There are currently no nested (multi-level) groundwater observation bore sites in the Richmond river basin and other areas within the Clarence-Moreton bioregion where alluvium, volcanic and sedimentary bedrock aquifers are monitored simultaneously. This means that much of the current understanding of vertical head gradients is based on multiple lines of evidence from hydrochemistry data, interpolation from widely-spaced monitoring bore networks, analogues from other parts of the Clarence-Moreton bioregion where more data exist, or general understanding of the regional geology and recharge processes. In addition, although there are some monitoring time-series data for the alluvial aquifer, the number of observations is relatively small (less than 60 observation bores in the Richmond river basin). There are also only a limited number of observation bores in subcatchments of the Richmond river basin such as the Shannon Brook or Eden Creek catchments, which both flow through the area where CSG development may occur. In order to better understand whether inferred aquitards such as the Maclean Sandstone, Bungawalbin Member and Grafton Formation (or part of the Grafton Formation) form regional seals that hydraulically separate the Walloon Coal Measures from shallower aquifers and thus limit or prevent the influence of CSG activities on shallow water resources, more petrophysical data from these aquitards are required. More work is also needed to determine the impact of tidal-dominated river reaches on groundwater salinity.

Faults were not included in the current version of the three-dimensional geological model and consequently no fault-seal analysis (e.g. determination of shale gouge ratios and juxtaposition values, which assess the vertical offset distances between different layers) could be conducted. Alluvial and coastal sediments were not separated in the three-dimensional geological model; separation of these sediments requires development of a smaller-scale high-resolution three-dimensional geological model of the coastal areas, which was beyond the scope of the Assessment.

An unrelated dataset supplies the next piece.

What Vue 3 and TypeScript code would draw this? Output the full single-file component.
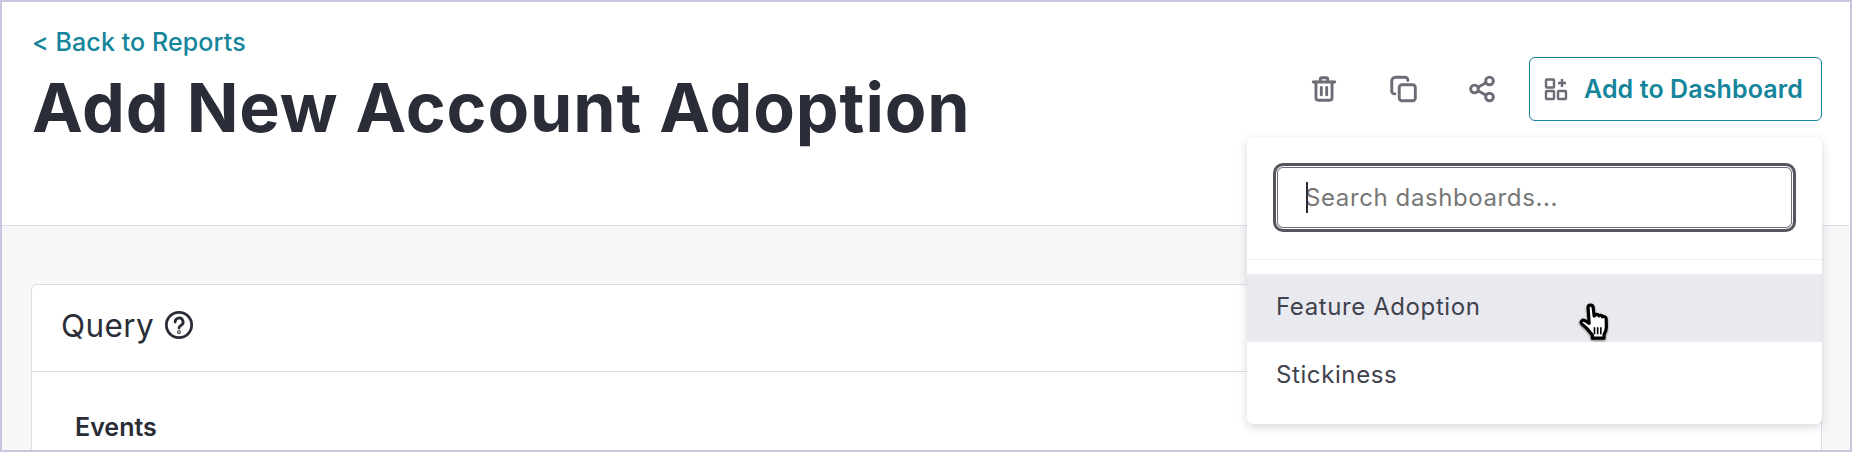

Overall, this chapter highlights that the limited amount of actual geological field data in the Clarence-Moreton bioregion, such as wells and seismic lines, introduces considerable uncertainty in the three-dimensional geological model. It is important to note that even after integrating multiple data sources, multiple conceptual hydrogeological models honouring the available data are possible in data-scarce areas with complex geology such as the Richmond river basin. This can influence predictions or assessments based on a given conceptual hydrogeological model.